Here's all three of us at the Washington Monument, and then the picture to the right is Camilla's favorite spot, where MLK, Jr, gave his famous speech and where, of course, Forrest and Jenny were reunited.

Wednesday, January 23, 2008

Berry-isims









What I learned from Wendell Berry, lifted from Sex, Economy, Freedom, and Community, which I've been reading today:



1. Educated people are more valuable than other people because education is a value-adding industry.
2. Educated people are better than other people because education improved people and makes them good.
3. The purpose of education is to make people able to earn more and more money.
4. The place where education is to be used is called “your career.”
5. Anything that cannot be weighed, measured, or counted does not exist.
6. The so-called humanities probably do not exist. But if they do, they are useless. But whether they exist or not or are useful or not, they can sometimes be made to support a career.
7. Literacy does not involve knowing the meanings of words, or learning grammar, or reading books.
8. The sign of exceptionally smart people is that they speak a language that is intelligible only to other people in their “field” or only to themselves. This is very impressive and is known as “professionalism.”
9. The smartest and most educated people are the scientists, for they have already found solutions to all our problems and will soon find solutions to all the problems resulting from their solutions to all the problems we used to have.
10. The mark of a good teachers is that he or she spends most of his or her time doing research and writes many books and articles.
11. The mark of a good researcher is the same as that of a good teacher.
12. A great university has many computers, a lot of government and corporation research contracts, a winning team, and more administrators and teachers.
13. Computers make people even better and smarter than they were made by previous thingamabobs. Or if some people prove incorrigibly wicked or stupid or both, computers will at least speed them up.
14. The main thing is, don’t let education get in the way of being nice to children. Children are our Future. Spend plenty of money on them but don’t stay home with them and get in their way. Don’t give them work to do; they are smart and can think up things to do on their own. Don’t teach them any of that awful, stultifying, repressive, old-fashioned morality. Provide plenty of TV, microwave dinners, day care, computers, computer games, cars. For all this, they will love and respect us and be glad to grow up and pay our debts.
15. A good school is a big school
16. Disarm the children before you let them in.

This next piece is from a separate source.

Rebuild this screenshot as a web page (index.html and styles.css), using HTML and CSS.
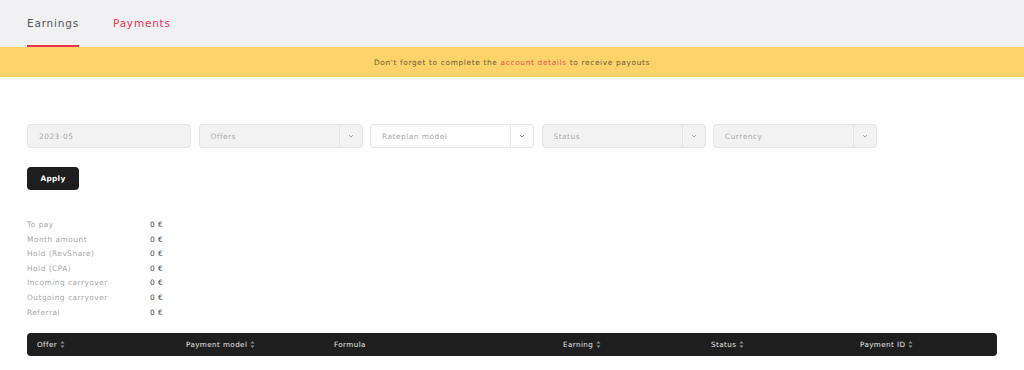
FILE: index.html
```html
<!DOCTYPE html>
<html lang="en">
<head>
  <meta charset="UTF-8" />
  <title>Earnings</title>
  <link rel="stylesheet" href="styles.css">
</head>
<body>

  <nav class="tabs">
    <a class="tab active">Earnings</a>
    <a class="tab">Payments</a>
  </nav>

  <div class="notice">
    Don't forget to complete the <a class="notice-link">account details</a> to receive payouts
  </div>

  <main class="content">
    <div class="filters">
      <div class="field">2023-05</div>
      <div class="field select">
        <span>Offers</span>
        <span class="arrow"><svg width="6" height="4" viewBox="0 0 6 4"><path d="M1 1l2 2 2-2" fill="none" stroke="#999" stroke-width="0.9"/></svg></span>
      </div>
      <div class="field select white">
        <span>Rateplan model</span>
        <span class="arrow"><svg width="6" height="4" viewBox="0 0 6 4"><path d="M1 1l2 2 2-2" fill="none" stroke="#777" stroke-width="0.9"/></svg></span>
      </div>
      <div class="field select">
        <span>Status</span>
        <span class="arrow"><svg width="6" height="4" viewBox="0 0 6 4"><path d="M1 1l2 2 2-2" fill="none" stroke="#999" stroke-width="0.9"/></svg></span>
      </div>
      <div class="field select">
        <span>Currency</span>
        <span class="arrow"><svg width="6" height="4" viewBox="0 0 6 4"><path d="M1 1l2 2 2-2" fill="none" stroke="#999" stroke-width="0.9"/></svg></span>
      </div>
    </div>

    <button class="btn">Apply</button>

    <dl class="summary">
      <dt>To pay</dt><dd>0 €</dd>
      <dt>Month amount</dt><dd>0 €</dd>
      <dt>Hold (RevShare)</dt><dd>0 €</dd>
      <dt>Hold (CPA)</dt><dd>0 €</dd>
      <dt>Incoming carryover</dt><dd>0 €</dd>
      <dt>Outgoing carryover</dt><dd>0 €</dd>
      <dt>Referral</dt><dd>0 €</dd>
    </dl>

    <div class="table-head">
      <span>Offer <svg class="sort" width="5" height="9" viewBox="0 0 5 9"><path d="M2.5 1L4.5 3.5H0.5z M2.5 8L4.5 5.5H0.5z" fill="#8a8a8a"/></svg></span>
      <span>Payment model <svg class="sort" width="5" height="9" viewBox="0 0 5 9"><path d="M2.5 1L4.5 3.5H0.5z M2.5 8L4.5 5.5H0.5z" fill="#8a8a8a"/></svg></span>
      <span>Formula</span>
      <span>Earning <svg class="sort" width="5" height="9" viewBox="0 0 5 9"><path d="M2.5 1L4.5 3.5H0.5z M2.5 8L4.5 5.5H0.5z" fill="#8a8a8a"/></svg></span>
      <span>Status <svg class="sort" width="5" height="9" viewBox="0 0 5 9"><path d="M2.5 1L4.5 3.5H0.5z M2.5 8L4.5 5.5H0.5z" fill="#8a8a8a"/></svg></span>
      <span>Payment ID <svg class="sort" width="5" height="9" viewBox="0 0 5 9"><path d="M2.5 1L4.5 3.5H0.5z M2.5 8L4.5 5.5H0.5z" fill="#8a8a8a"/></svg></span>
    </div>
  </main>

</body>
</html>
```

FILE: styles.css
```css
body {
  margin: 0;
  font-family: "DejaVu Sans", Verdana, sans-serif;
  color: #1e1e1e;
  background: #fff;
}

.tabs {
  display: flex;
  gap: 34px;
  height: 47px;
  padding: 0 27px;
  background: #f1f1f4;
  box-sizing: border-box;
}

.tab {
  display: flex;
  align-items: center;
  height: 45px;
  font-size: 10.5px;
  letter-spacing: 0.8px;
  border-bottom: 2px solid transparent;
}

.tab.active {
  color: #555;
  border-bottom-color: #e8344e;
}

.tab:not(.active) {
  color: #e8344e;
}

.notice {
  height: 30px;
  line-height: 31px;
  background: #fed46a;
  text-align: center;
  font-size: 7.4px;
  letter-spacing: 0.65px;
  color: #6a5a3a;
}

.notice-link {
  color: #e8534e;
}

.content {
  padding: 47px 27px 0;
}

.filters {
  display: flex;
  gap: 7.5px;
}

.field {
  display: flex;
  align-items: center;
  justify-content: space-between;
  width: 164px;
  height: 24px;
  box-sizing: border-box;
  padding-left: 11px;
  border: 1px solid #e4e4e4;
  border-radius: 4px;
  background: #f3f3f3;
  font-size: 7.4px;
  letter-spacing: 0.5px;
  color: #a8a8a8;
}

.field.white {
  background: #fff;
}

.arrow {
  display: flex;
  align-items: center;
  justify-content: center;
  width: 22px;
  height: 100%;
  border-left: 1px solid #e4e4e4;
}

.btn {
  display: block;
  margin-top: 19px;
  width: 52px;
  height: 23px;
  border: none;
  border-radius: 4px;
  background: #1e1e1e;
  color: #fff;
  font-family: inherit;
  font-size: 7.4px;
  font-weight: 700;
  letter-spacing: 0.3px;
}

.summary {
  display: grid;
  grid-template-columns: 123px auto;
  row-gap: 6.6px;
  margin: 31px 0 0;
  font-size: 7.4px;
  line-height: 8px;
  letter-spacing: 0.5px;
}

.summary dt {
  color: #a8a8a8;
}

.summary dd {
  margin: 0;
  color: #444;
}

.table-head {
  display: grid;
  grid-template-columns: 149px 148px 229px 148px 149px auto;
  align-items: center;
  height: 23px;
  margin-top: 16px;
  padding-left: 10px;
  border-radius: 4px;
  background: #1e1e1e;
  color: #e8e8e8;
  font-size: 7.2px;
  letter-spacing: 0.4px;
}

.table-head span {
  display: flex;
  align-items: center;
  gap: 3px;
}
```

Perhaps we could subtitle this "Letter to a Charlottesvillian"?

Tuesday, January 22, 2008

Falling Faintly




"His soul swooned slowly as he heard the snow falling faintly through the universe and faintly falling, like the descent of their last end, upon all the living and the dead."

I love this last line of the Dubliners...and I love the snow, all that it lights on and the stillness that it settles into as it falls. I feel dramatic, uncharacteristically silly, and I swooned as soon as I saw this past Thursday morning. I am from the South and when snow falls, I am impressed. It feels like magic. Alex, however, is from New York and is not impressed. At all. What, to me, is most certainly God dust and makes all things appear as though this moment must be the masterpiece of winter's design, is to Alex just cold. It's like cold crumbs.

I thought it was worth starting another blog about. Cold crumbs, or divine dust, the snow has been here and i wish it would come back. Camilla, my friend from Streets days, came and visited us this weekend. We saw Washington, DC, and then spent much of the weekend just laughing and hanging out in Charlottesville. I still miss Memphis dearly.

Here are some shots of our neighborhood in the snow.